→ TASK DIRECTIONS: Repeat what the lines below say, word for word, and skip every image.
****
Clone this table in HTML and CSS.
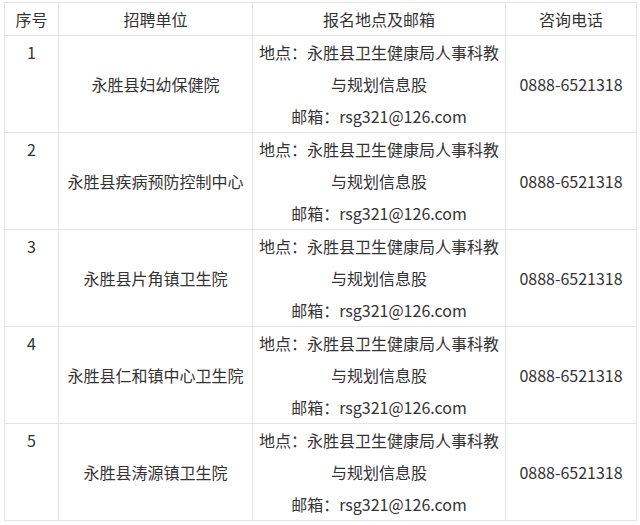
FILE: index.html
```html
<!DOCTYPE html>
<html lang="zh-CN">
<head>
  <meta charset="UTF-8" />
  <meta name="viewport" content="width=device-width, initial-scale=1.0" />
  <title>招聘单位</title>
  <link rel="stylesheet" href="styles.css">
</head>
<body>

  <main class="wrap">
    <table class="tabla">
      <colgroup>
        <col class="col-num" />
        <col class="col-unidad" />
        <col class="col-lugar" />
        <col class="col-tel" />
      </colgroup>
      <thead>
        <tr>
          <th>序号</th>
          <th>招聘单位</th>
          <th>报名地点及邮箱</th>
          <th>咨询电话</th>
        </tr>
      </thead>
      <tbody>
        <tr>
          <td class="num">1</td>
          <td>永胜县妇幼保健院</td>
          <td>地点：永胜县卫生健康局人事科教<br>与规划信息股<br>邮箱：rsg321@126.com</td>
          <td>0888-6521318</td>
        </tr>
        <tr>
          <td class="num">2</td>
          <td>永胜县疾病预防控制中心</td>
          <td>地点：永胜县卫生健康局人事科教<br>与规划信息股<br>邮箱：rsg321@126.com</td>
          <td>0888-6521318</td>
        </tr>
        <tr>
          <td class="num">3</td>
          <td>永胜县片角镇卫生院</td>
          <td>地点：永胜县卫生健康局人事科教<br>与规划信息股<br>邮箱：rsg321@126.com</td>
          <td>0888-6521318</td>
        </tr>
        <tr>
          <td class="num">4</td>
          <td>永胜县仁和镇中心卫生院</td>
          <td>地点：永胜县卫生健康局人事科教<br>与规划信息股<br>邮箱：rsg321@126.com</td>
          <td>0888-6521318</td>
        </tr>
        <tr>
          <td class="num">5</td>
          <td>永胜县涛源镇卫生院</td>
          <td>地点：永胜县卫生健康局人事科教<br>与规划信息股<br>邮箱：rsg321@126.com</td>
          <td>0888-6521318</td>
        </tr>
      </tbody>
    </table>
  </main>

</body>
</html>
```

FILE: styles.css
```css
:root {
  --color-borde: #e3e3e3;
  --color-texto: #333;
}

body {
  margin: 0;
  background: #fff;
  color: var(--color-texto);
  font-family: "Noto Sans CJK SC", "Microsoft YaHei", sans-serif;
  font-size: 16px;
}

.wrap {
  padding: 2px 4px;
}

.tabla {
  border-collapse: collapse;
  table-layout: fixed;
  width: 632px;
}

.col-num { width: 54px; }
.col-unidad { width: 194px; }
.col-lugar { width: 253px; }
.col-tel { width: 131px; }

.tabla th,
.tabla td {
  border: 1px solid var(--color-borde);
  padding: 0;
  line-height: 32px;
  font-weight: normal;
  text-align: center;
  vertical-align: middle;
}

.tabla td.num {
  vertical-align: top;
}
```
****
→ RESULT OF THIS EXERCISE:
Clone this table in HTML and CSS.
FILE: index.html
```html
<!DOCTYPE html>
<html lang="zh-CN">
<head>
  <meta charset="UTF-8" />
  <meta name="viewport" content="width=device-width, initial-scale=1.0" />
  <title>招聘单位</title>
  <link rel="stylesheet" href="styles.css">
</head>
<body>

  <main class="wrap">
    <table class="tabla">
      <colgroup>
        <col class="col-num" />
        <col class="col-unidad" />
        <col class="col-lugar" />
        <col class="col-tel" />
      </colgroup>
      <thead>
        <tr>
          <th>序号</th>
          <th>招聘单位</th>
          <th>报名地点及邮箱</th>
          <th>咨询电话</th>
        </tr>
      </thead>
      <tbody>
        <tr>
          <td class="num">1</td>
          <td>永胜县妇幼保健院</td>
          <td>地点：永胜县卫生健康局人事科教<br>与规划信息股<br>邮箱：rsg321@126.com</td>
          <td>0888-6521318</td>
        </tr>
        <tr>
          <td class="num">2</td>
          <td>永胜县疾病预防控制中心</td>
          <td>地点：永胜县卫生健康局人事科教<br>与规划信息股<br>邮箱：rsg321@126.com</td>
          <td>0888-6521318</td>
        </tr>
        <tr>
          <td class="num">3</td>
          <td>永胜县片角镇卫生院</td>
          <td>地点：永胜县卫生健康局人事科教<br>与规划信息股<br>邮箱：rsg321@126.com</td>
          <td>0888-6521318</td>
        </tr>
        <tr>
          <td class="num">4</td>
          <td>永胜县仁和镇中心卫生院</td>
          <td>地点：永胜县卫生健康局人事科教<br>与规划信息股<br>邮箱：rsg321@126.com</td>
          <td>0888-6521318</td>
        </tr>
        <tr>
          <td class="num">5</td>
          <td>永胜县涛源镇卫生院</td>
          <td>地点：永胜县卫生健康局人事科教<br>与规划信息股<br>邮箱：rsg321@126.com</td>
          <td>0888-6521318</td>
        </tr>
      </tbody>
    </table>
  </main>

</body>
</html>
```

FILE: styles.css
```css
:root {
  --color-borde: #e3e3e3;
  --color-texto: #333;
}

body {
  margin: 0;
  background: #fff;
  color: var(--color-texto);
  font-family: "Noto Sans CJK SC", "Microsoft YaHei", sans-serif;
  font-size: 16px;
}

.wrap {
  padding: 2px 4px;
}

.tabla {
  border-collapse: collapse;
  table-layout: fixed;
  width: 632px;
}

.col-num { width: 54px; }
.col-unidad { width: 194px; }
.col-lugar { width: 253px; }
.col-tel { width: 131px; }

.tabla th,
.tabla td {
  border: 1px solid var(--color-borde);
  padding: 0;
  line-height: 32px;
  font-weight: normal;
  text-align: center;
  vertical-align: middle;
}

.tabla td.num {
  vertical-align: top;
}
```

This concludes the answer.